In “the story of increasing complexity and then decreasing
complexity,” we find complexity in “privileged localities” where “intense local
flows of energy that are dissipated elsewhere, where things are less complex. .
. . So increasing entropy in one region seems to allow decreasing entropy—that is
to say, increasing complexity—in some very special regions, such as the surface
of our Earth.”[1] Differentials
in the universe began in the random, unpredictable differences at the
sub-atomic level at the very beginning of the Big Bang. It took 380,000 years for tiny differentials
in temperatures and mass-densities to show up in the cosmic radiation
background. Since then, much steeper energy-gradients have developed, and these have enabled greater complexity to arise and subsist.

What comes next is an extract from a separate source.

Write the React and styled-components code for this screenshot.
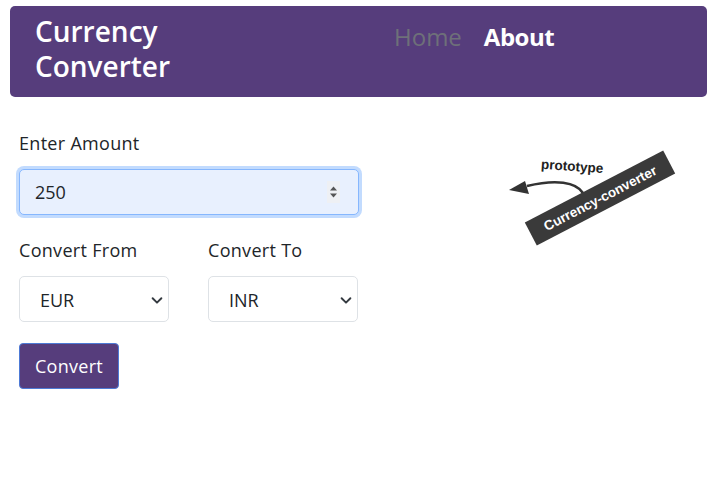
import React from "react";
import styled, { createGlobalStyle } from "styled-components";

const Global = createGlobalStyle`
  html, body { margin: 0; padding: 0; background: #fff; }
  body { font-family: "Open Sans", "Noto Sans", sans-serif; color: #212529; }
  * { box-sizing: border-box; }
`;

const Page = styled.div`
  padding: 6px 8px 0 10px;
`;

const Navbar = styled.nav`
  height: 91px;
  background: #563d7c;
  border-radius: 5px;
  display: grid;
  grid-template-columns: 359px auto;
  align-items: start;
  padding: 8px 0 0 25px;
`;

const Brand = styled.div`
  color: #fff;
  font-weight: 600;
  font-size: 28px;
  line-height: 35px;
`;

const NavLinks = styled.div`
  display: flex;
  gap: 22px;
  padding-top: 7px;
`;

const NavLink = styled.a`
  font-size: 24px;
  line-height: 32px;
  font-weight: ${(p) => (p.$active ? 700 : 400)};
  letter-spacing: ${(p) => (p.$active ? "-0.5px" : "0")};
  color: ${(p) => (p.$active ? "#ffffff" : "#6e7079")};
  text-decoration: none;
`;

const Main = styled.main`
  display: flex;
  align-items: flex-start;
  padding: 33px 0 0 9px;
`;

const Form = styled.form`
  width: 340px;
  display: flex;
  flex-direction: column;
`;

const Label = styled.label`
  display: block;
  font-size: 18px;
  letter-spacing: 0.3px;
  line-height: 27px;
  margin-bottom: 12px;
`;

const Field = styled.div`
  margin-bottom: 22px;
`;

const AmountBox = styled.div`
  height: 46px;
  background: #e8f0fe;
  border: 1px solid #86b7fe;
  border-radius: 5px;
  box-shadow: 0 0 0 3px #c2dbfe;
  display: flex;
  align-items: center;
  justify-content: space-between;
  padding: 0 18px 0 15px;
  font-size: 18px;
`;

const Spinner = styled.span`
  width: 13px;
  height: 22px;
  background: #eef0f4;
  display: flex;
  align-items: center;
  justify-content: center;
`;

const SelectRow = styled.div`
  display: grid;
  grid-template-columns: 150px 150px;
  column-gap: 39px;
  margin-bottom: 21px;
`;

const SelectBox = styled.div`
  height: 46px;
  border: 1px solid #dee2e6;
  border-radius: 5px;
  background: #fff;
  display: flex;
  align-items: center;
  justify-content: space-between;
  padding: 1px 4px 0 20px;
  font-size: 18px;
`;

const Button = styled.button`
  width: 100px;
  height: 46px;
  background: #563d7c;
  color: #fff;
  border: 1.5px solid #4d7ad6;
  border-radius: 4px;
  font-family: inherit;
  font-size: 18px;
  letter-spacing: 0.3px;
  padding: 0;
  cursor: pointer;
`;

const Badge = styled.svg`
  flex: none;
  margin: 12px 0 0 141px;
  display: block;
`;

const Chevron = () => (
  <svg width="14" height="14" viewBox="0 0 16 16">
    <path d="M3 6l5 5 5-5" fill="none" stroke="#343a40" strokeWidth="2.2" strokeLinecap="round" strokeLinejoin="round" />
  </svg>
);

export default function App() {
  return (
    <Page>
      <Global />
      <Navbar>
        <Brand>
          Currency
          <br />
          Converter
        </Brand>
        <NavLinks>
          <NavLink href="#">Home</NavLink>
          <NavLink href="#" $active>About</NavLink>
        </NavLinks>
      </Navbar>
      <Main>
        <Form onSubmit={(e) => e.preventDefault()}>
          <Field>
            <Label>Enter Amount</Label>
            <AmountBox>
              <span>250</span>
              <Spinner>
                <svg width="9" height="14" viewBox="0 0 9 14">
                  <path d="M4.5 1.5L8 5.5H1z" fill="#555" />
                  <path d="M4.5 12.5L8 8.5H1z" fill="#555" />
                </svg>
              </Spinner>
            </AmountBox>
          </Field>
          <SelectRow>
            <div>
              <Label>Convert From</Label>
              <SelectBox>
                <span>EUR</span>
                <Chevron />
              </SelectBox>
            </div>
            <div>
              <Label>Convert To</Label>
              <SelectBox>
                <span>INR</span>
                <Chevron />
              </SelectBox>
            </div>
          </SelectRow>
          <div>
            <Button type="submit">Convert</Button>
          </div>
        </Form>
        <Badge width="195" height="115" viewBox="0 0 195 115">
          <text x="41" y="29" fontFamily="'Liberation Sans', Arial, sans-serif" fontWeight="700" fontSize="13.5" fill="#222" transform="rotate(4 73 25)">prototype</text>
          <path d="M83 51 C 76 40, 56 37, 27 44" fill="none" stroke="#333" strokeWidth="2.6" />
          <polygon points="9,48 25,39 29,52" fill="#333" />
          <g transform="translate(100 56) rotate(-27.5)">
            <rect x="-78" y="-13" width="156" height="26" fill="#3a3a3a" />
            <text x="0" y="5" textAnchor="middle" fontFamily="'Liberation Sans', Arial, sans-serif" fontWeight="700" fontSize="13.5" fill="#fff">Currency-converter</text>
          </g>
        </Badge>
      </Main>
    </Page>
  );
}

Contemplating the enigma, wherein increased complexity and
the associated additional energy required occurs amid a more general entropic
process of a flattening out or dispersion of energy in the universe as a whole,
can lead to the question of whether the level of complexity now extant in human
civilization is a work in progress or a pinnacle. That is to say, will hitherto
undiscovered sources of energy boost human arrangements and infrastructure—artifices
of human intentionality—to higher levels of complexity? At a much longer
temporal scale, will the Milky Way gain in energy and complexity as a result of
incorporating a passing galaxy? In both cases, I marvel at the enigma wherein
steeper energy gradients serve as more efficient energy conduits on the way to
an entropic final destination.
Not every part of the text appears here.